Exercise goal | Count how many lines in the material below hold the word "React"; the reply is that number alone.

Dataset section |
◆ ◆ ◆ ◆

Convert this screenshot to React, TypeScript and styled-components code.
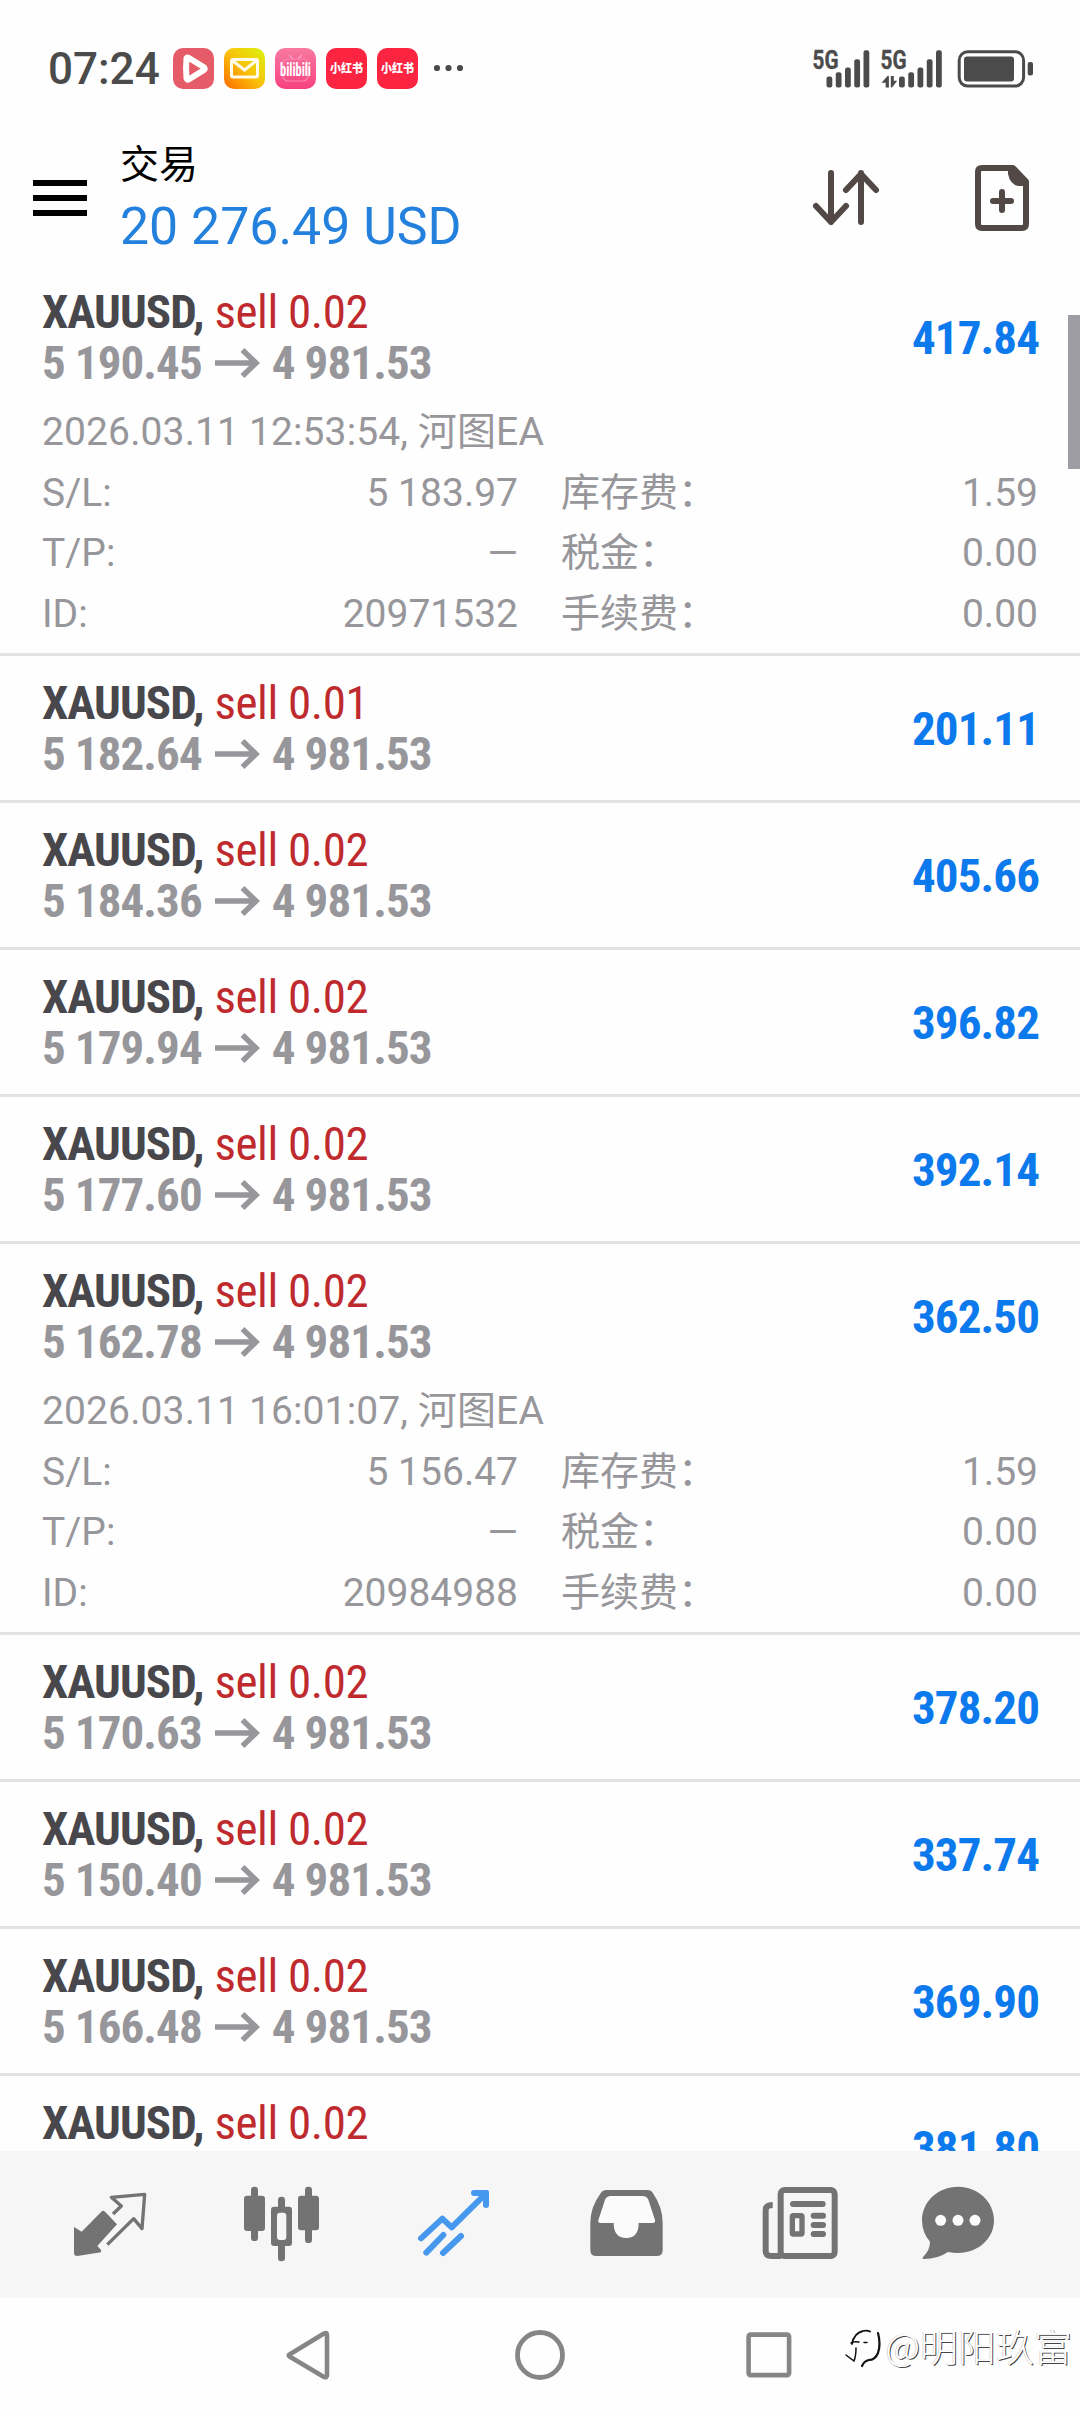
import React from "react";
import styled, { createGlobalStyle } from "styled-components";

const SANS = `Roboto, "Noto Sans CJK SC", sans-serif`;
const CONDENSED = `"Roboto Condensed", Roboto, "Noto Sans CJK SC", sans-serif`;

const GlobalStyle = createGlobalStyle`
  * { box-sizing: border-box; }
  body { margin: 0; background: #fefefe; font-family: ${SANS}; }
  svg { display: block; flex: none; overflow: visible; }
`;

const Screen = styled.div`
  position: relative;
  display: flex;
  flex-direction: column;
  width: 1080px;
  height: 2412px;
  overflow: hidden;
  background: #fefefe;
`;

/* Status bar */
const StatusBar = styled.div`
  flex: none;
  display: flex;
  align-items: center;
  justify-content: space-between;
  height: 137px;
  padding: 0 47px 0 48px;
`;

const StatusGroup = styled.div`
  display: flex;
  align-items: center;
  gap: 10px;
`;

const Clock = styled.span`
  width: 115px;
  color: #4b4b4b;
  font-size: 44px;
  font-weight: 500;
  line-height: 50px;
  white-space: nowrap;
`;

const AppTile = styled.svg`
  width: 41px;
  height: 41px;
`;

/* Header */
const Header = styled.header`
  flex: none;
  display: flex;
  height: 128px;
  padding: 0 51px 0 33px;
`;

const MenuIcon = styled.div`
  display: flex;
  flex-direction: column;
  gap: 9px;
  width: 54px;
  margin: 43px 33px 0 0;
`;

const MenuBar = styled.span`
  height: 6px;
  background: #000;
`;

const Account = styled.div`
  flex: 1;
  padding-top: 1px;
`;

const AccountTitle = styled.div`
  color: #000;
  font-size: 39px;
  line-height: 54px;
`;

const Balance = styled.div`
  color: #2380dc;
  font-size: 51.8px;
  line-height: 69px;
  white-space: nowrap;
`;

const HeaderActions = styled.div`
  display: flex;
  align-items: flex-start;
  gap: 96px;
  padding-top: 28px;
`;

const SortIcon = styled.svg`
  width: 66px;
  height: 56px;
  margin-top: 5px;
`;

const NewOrderIcon = styled.svg`
  width: 54px;
  height: 66px;
`;

/* Positions */
const PositionList = styled.main`
  flex: none;
  position: relative;
  height: 1886px;
  overflow: hidden;
`;

const ScrollThumb = styled.div`
  position: absolute;
  top: 50px;
  right: 0;
  width: 12px;
  height: 154px;
  background: #9e9da3;
`;

const PositionRow = styled.section`
  padding: 21px 42px 0;
  border-bottom: 3px solid #e3e3e3;
`;

const Summary = styled.div`
  display: flex;
  align-items: center;
  justify-content: space-between;
  height: 123px;
  padding-bottom: 21px;
  font-family: ${CONDENSED};
  font-size: 47px;
  line-height: 51px;
  white-space: nowrap;
`;

const Symbol = styled.div`
  color: #48474c;
  font-weight: 700;
  letter-spacing: -0.95px;
`;

const Side = styled.span`
  margin-left: 1px;
  color: #be2a2d;
  font-weight: 400;
  letter-spacing: -0.45px;
`;

const PriceMove = styled.div`
  display: flex;
  align-items: center;
  color: #97969a;
  font-weight: 700;
  letter-spacing: -0.9px;
`;

const MoveArrow = styled.svg`
  width: 45px;
  height: 30px;
  margin: 0 12px 0 13px;
`;

const Profit = styled.div`
  margin-right: -1px;
  color: #0c7aec;
  font-weight: 700;
  letter-spacing: -0.9px;
`;

const Details = styled.div`
  display: grid;
  grid-template-columns: 476px 477px;
  column-gap: 43px;
  margin-top: -7px;
  padding-bottom: 9px;
  color: #97969a;
  font-size: 39px;
  line-height: 60.5px;
`;

const OpenedAt = styled.div`
  grid-column: 1 / -1;
  letter-spacing: 0.12px;
`;

const Field = styled.div`
  display: flex;
  justify-content: space-between;
  height: 60.5px;
`;

/* Bottom bars */
const TabBar = styled.nav`
  flex: none;
  display: flex;
  height: 147px;
  padding: 0 24px;
  background: #f6f6f6;
`;

const TabIcon = styled.svg`
  width: 172px;
  height: 147px;
`;

const SystemBar = styled.footer`
  flex: none;
  display: flex;
  align-items: center;
  justify-content: center;
  gap: 181px;
  height: 114px;
`;

const SystemIcon = styled.svg`
  width: 50px;
  height: 52px;
`;

const Watermark = styled.div`
  position: absolute;
  right: 8px;
  bottom: 41px;
  display: flex;
  align-items: center;
  gap: 3px;
  color: #fff;
  font-family: "Noto Sans CJK SC", sans-serif;
  font-size: 38px;
  font-weight: 300;
  line-height: 48px;
  white-space: nowrap;
  text-shadow: -0.5px -0.5px 0 #bdbdbd, 1px 1px 0.5px #444;
`;

const WatermarkLogo = styled.svg`
  width: 38px;
  height: 44px;
  margin-top: 8px;
`;

type Extra = { opened: string; sl: string; id: string; swap: string };
type Position = { lot: string; open: string; profit: string; extra?: Extra };

const positions: Position[] = [
  {
    lot: "0.02", open: "5 190.45", profit: "417.84",
    extra: { opened: "2026.03.11 12:53:54, 河图EA", sl: "5 183.97", id: "20971532", swap: "1.59" },
  },
  { lot: "0.01", open: "5 182.64", profit: "201.11" },
  { lot: "0.02", open: "5 184.36", profit: "405.66" },
  { lot: "0.02", open: "5 179.94", profit: "396.82" },
  { lot: "0.02", open: "5 177.60", profit: "392.14" },
  {
    lot: "0.02", open: "5 162.78", profit: "362.50",
    extra: { opened: "2026.03.11 16:01:07, 河图EA", sl: "5 156.47", id: "20984988", swap: "1.59" },
  },
  { lot: "0.02", open: "5 170.63", profit: "378.20" },
  { lot: "0.02", open: "5 150.40", profit: "337.74" },
  { lot: "0.02", open: "5 166.48", profit: "369.90" },
];

function PositionItem({ lot, open, profit, extra }: Position) {
  return (
    <PositionRow>
      <Summary>
        <div>
          <Symbol>XAUUSD, <Side>sell {lot}</Side></Symbol>
          {open && (
            <PriceMove>
              {open}
              <MoveArrow viewBox="0 0 45 30" fill="none" stroke="#97969a" strokeWidth="5.5">
                <path d="M0 15H41M27.5 2l13.5 13L27.5 28" />
              </MoveArrow>
              4 981.53
            </PriceMove>
          )}
        </div>
        <Profit>{profit}</Profit>
      </Summary>
      {extra && (
        <Details>
          <OpenedAt>{extra.opened}</OpenedAt>
          <Field><span>S/L:</span><span>{extra.sl}</span></Field>
          <Field><span>库存费：</span><span>{extra.swap}</span></Field>
          <Field><span>T/P:</span><span>—</span></Field>
          <Field><span>税金：</span><span>0.00</span></Field>
          <Field><span>ID:</span><span>{extra.id}</span></Field>
          <Field><span>手续费：</span><span>0.00</span></Field>
        </Details>
      )}
    </PositionRow>
  );
}

/* The last visible row: its second line is under the tab bar. */
const ClippedSummary = styled(Summary)`
  align-items: flex-start;
`;

const ClippedProfit = styled(Profit)`
  padding-top: 25px;
`;

function RedNoteTile() {
  return (
    <AppTile viewBox="0 0 41 41">
      <rect width="41" height="41" rx="10" fill="#fb2441" />
      <text x="20.5" y="25" textAnchor="middle" textLength="33" lengthAdjust="spacingAndGlyphs" fontFamily="Noto Sans CJK SC, sans-serif" fontSize="12.5" fontWeight="900" fill="#fff">小红书</text>
    </AppTile>
  );
}

function StatusIcons() {
  const bars = [26.3, 22, 17.3, 9, 0];
  return (
    <svg width="221" height="40" viewBox="812 47.5 221 40" fill="#4b4b4b">
      {[812.5, 880.5].map((x) => (
        <text key={x} x={x} y="67.3" textLength="26" lengthAdjust="spacingAndGlyphs" fontFamily="Roboto, sans-serif" fontSize="26" fontWeight="700" stroke="#4b4b4b" strokeWidth="0.4">5G</text>
      ))}
      {[826.5, 899].map((x) =>
        bars.map((t, i) => (
          <rect key={`${x}-${i}`} x={x + i * 9.25} y={48.7 + t} width="5.8" height={37.3 - t} rx="2.2" />
        ))
      )}
      <path d="M881.5 81.2l6-6.7q1.4-.6 1.4 1.2V86h-3.2v-4.8zM890.8 74.4h3v4.8h3.4l-5 6.6q-1.4.6-1.4-.9z" />
      <rect x="959.2" y="50.2" width="64.4" height="34.4" rx="8.5" fill="none" stroke="#4b4b4b" strokeWidth="3" />
      <rect x="964" y="55" width="50" height="25" rx="3" />
      <rect x="1027.7" y="60.5" width="5.3" height="13.6" rx="2" />
    </svg>
  );
}

const G = "#737373";

export default function App() {
  return (
    <Screen>
      <GlobalStyle />
      <StatusBar>
        <StatusGroup>
          <Clock>07:24</Clock>
          <AppTile viewBox="0 0 41 41">
            <rect width="41" height="41" rx="10" fill="#e55b68" />
            <path d="M13.5 10Q14 9 15.5 9.8L31 19.3Q32.5 20.8 31 22L16 31.3Q14 32.3 13.5 30.5Q12.6 20 13.5 10Z" fill="#e55b68" stroke="#fff" strokeWidth="6" strokeLinejoin="round" />
          </AppTile>
          <AppTile viewBox="0 0 41 41">
            <defs>
              <linearGradient id="mail" x1="0" y1="1" x2="1" y2="0">
                <stop offset="0" stopColor="#ff6a00" />
                <stop offset="0.5" stopColor="#f9c10a" />
                <stop offset="1" stopColor="#d9f50a" />
              </linearGradient>
            </defs>
            <rect width="41" height="41" rx="10" fill="url(#mail)" />
            <rect x="7.5" y="11.5" width="26" height="17.5" rx="1.5" fill="none" stroke="#fffbe8" strokeWidth="3" />
            <path d="M9 13l11.5 9L32 13" fill="none" stroke="#fffbe8" strokeWidth="3" />
          </AppTile>
          <AppTile viewBox="0 0 41 41">
            <defs>
              <linearGradient id="bili" x1="0" y1="0" x2="0" y2="1">
                <stop offset="0" stopColor="#f77aa2" />
                <stop offset="1" stopColor="#f8417f" />
              </linearGradient>
            </defs>
            <rect width="41" height="41" rx="10" fill="url(#bili)" />
            <path d="M14 7l4 4M27 7l-4 4" stroke="#fba6c3" strokeWidth="1.2" />
            <rect x="8" y="11" width="25" height="22" rx="5" fill="none" stroke="#fb86ad" strokeWidth="1.2" />
            <text x="20.5" y="27.5" textAnchor="middle" textLength="31" lengthAdjust="spacingAndGlyphs" fontFamily="Roboto Condensed, sans-serif" fontSize="18" fontWeight="700" fill="#fff">bilibili</text>
          </AppTile>
          <RedNoteTile />
          <RedNoteTile />
          <svg width="40" height="10" viewBox="0 0 40 10" fill="#4b4b4b">
            <circle cx="9" cy="4" r="3.1" />
            <circle cx="20.5" cy="4" r="3.1" />
            <circle cx="32" cy="4" r="3.1" />
          </svg>
        </StatusGroup>
        <StatusIcons />
      </StatusBar>

      <Header>
        <MenuIcon>
          <MenuBar />
          <MenuBar />
          <MenuBar />
        </MenuIcon>
        <Account>
          <AccountTitle>交易</AccountTitle>
          <Balance>20 276.49 USD</Balance>
        </Account>
        <HeaderActions>
          <SortIcon viewBox="0 0 66 56" fill="none" stroke="#524846" strokeWidth="6" strokeLinecap="round" strokeLinejoin="round">
            <path d="M18 3v49M3 36l15 16L33 36M48 52V3M33 20L48 4L63 20" />
          </SortIcon>
          <NewOrderIcon viewBox="0 0 54 66" fill="none" stroke="#524846" strokeWidth="6" strokeLinejoin="round">
            <path d="M7 3H38L51 16.5V59Q51 63 47 63H7Q3 63 3 59V7Q3 3 7 3Z" />
            <path d="M33 3V9Q35 19 43 21H53V15L40 2Z" fill="#524846" stroke="none" />
            <path d="M27 27V45M18 36H36" strokeLinecap="round" />
          </NewOrderIcon>
        </HeaderActions>
      </Header>

      <PositionList>
        {positions.map((p) => <PositionItem key={p.open} {...p} />)}
        <PositionRow>
          <ClippedSummary>
            <Symbol>XAUUSD, <Side>sell 0.02</Side></Symbol>
            <ClippedProfit>381.80</ClippedProfit>
          </ClippedSummary>
        </PositionRow>
        <ScrollThumb />
      </PositionList>

      <TabBar>
        <TabIcon viewBox="72 213 516 441">
          <path d="M222 441L245 455L304 395Q309 390 315 395L351 433L292 498L303 510V517L232 528Q222 528 222 519Z" fill={G} />
          <path d="M339 402L364 378L334 352L434 343L426 446L401 416L322 494" fill="none" stroke={G} strokeWidth="10" strokeLinejoin="round" />
        </TabIcon>
        <TabIcon viewBox="588 213 516 441" fill={G}>
          <rect x="753" y="320" width="21" height="163" rx="10" />
          <rect x="732" y="347" width="63" height="106" rx="9" />
          <rect x="915" y="320" width="21" height="169" rx="10" />
          <rect x="894" y="347" width="63" height="104" rx="9" />
          <rect x="834" y="350" width="21" height="194" rx="10" />
          <rect x="813" y="380" width="63" height="118" rx="9" />
          <rect x="831" y="398" width="28" height="82" rx="9" fill="#f6f6f6" />
        </TabIcon>
        <TabIcon viewBox="24 213 516 441" fill="none" stroke="#4698ee" strokeWidth="18" strokeLinecap="round" strokeLinejoin="round">
          <path d="M183 475L247 416L275 442L372 346M342 339H378V375" />
          <path d="M372 339H378V346L371 347Z" />
          <path d="M250 465L199 518M303 468L249 519" />
        </TabIcon>
        <TabIcon viewBox="540 213 516 441" fill={G}>
          <path d="M740 330H862Q873 330 879 340Q908 382 908 429V510Q908 528 890 528H709Q691 528 691 510V429Q691 382 722 340Q728 330 740 330Z" />
          <path d="M752 348Q740 348 735 359L715 421Q713 429 721 429H761Q761 474 799 474Q836 474 836 429H878Q887 429 885 420L865 359Q860 348 848 348Z" fill="#fbfbfb" />
        </TabIcon>
        <TabIcon viewBox="-24 213 516 441" fill="none" stroke={G} strokeWidth="18">
          <rect x="182" y="330" width="162" height="198" rx="12" />
          <path d="M158 375Q137 375 137 390V512Q137 528 154 528H184" />
          <path d="M219 372H308M281 407H309M281 435H309M281 462H309" strokeLinecap="round" />
          <rect x="217" y="407" width="29" height="55" rx="3" strokeWidth="16" />
        </TabIcon>
        <TabIcon viewBox="492 213 516 441" fill={G}>
          <path d="M714 320C774 320 822 365 822 421C822 477 774 519 714 519Q699 519 684 516Q653 537 612 537Q604 536 610 530Q630 510 630 485Q606 458 606 421C606 365 654 320 714 320Z" />
          <circle cx="662" cy="421" r="16.5" fill="#fbfbfb" />
          <circle cx="714" cy="421" r="16.5" fill="#fbfbfb" />
          <circle cx="765" cy="421" r="16.5" fill="#fbfbfb" />
        </TabIcon>
      </TabBar>

      <SystemBar>
        <SystemIcon viewBox="0 0 50 52" fill="none" stroke="#868686" strokeWidth="4.6" strokeLinejoin="round">
          <path d="M5.5 25.5Q4 26.5 5.5 27.5L40 48Q43 49 43 46V6Q43 3 40 4.5Z" />
        </SystemIcon>
        <SystemIcon viewBox="0 0 50 52" fill="none" stroke="#868686" strokeWidth="4.8">
          <circle cx="25" cy="26" r="22.5" />
        </SystemIcon>
        <SystemIcon viewBox="0 0 50 52" fill="none" stroke="#868686" strokeWidth="4.6">
          <rect x="2.6" y="5.6" width="40.5" height="40.5" rx="2" />
        </SystemIcon>
      </SystemBar>

      <Watermark>
        <WatermarkLogo viewBox="0 0 38 44" fill="none" stroke="#111" strokeLinecap="round">
          <path d="M8 17Q10 6 19 4Q23 3 26 4.5" strokeWidth="1.8" />
          <path d="M34 6Q37 17 34 26Q31 33 25 33Q20 34 18 39" strokeWidth="2.2" />
          <path d="M7 16Q9 14 15 15M12 21Q12 29 10 34L2 28M20 15.5H23" strokeWidth="1.5" />
        </WatermarkLogo>
        @明阳玖富
      </Watermark>
    </Screen>
  );
}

◆ ◆ ◆ ◆

Reply to the exercise | 2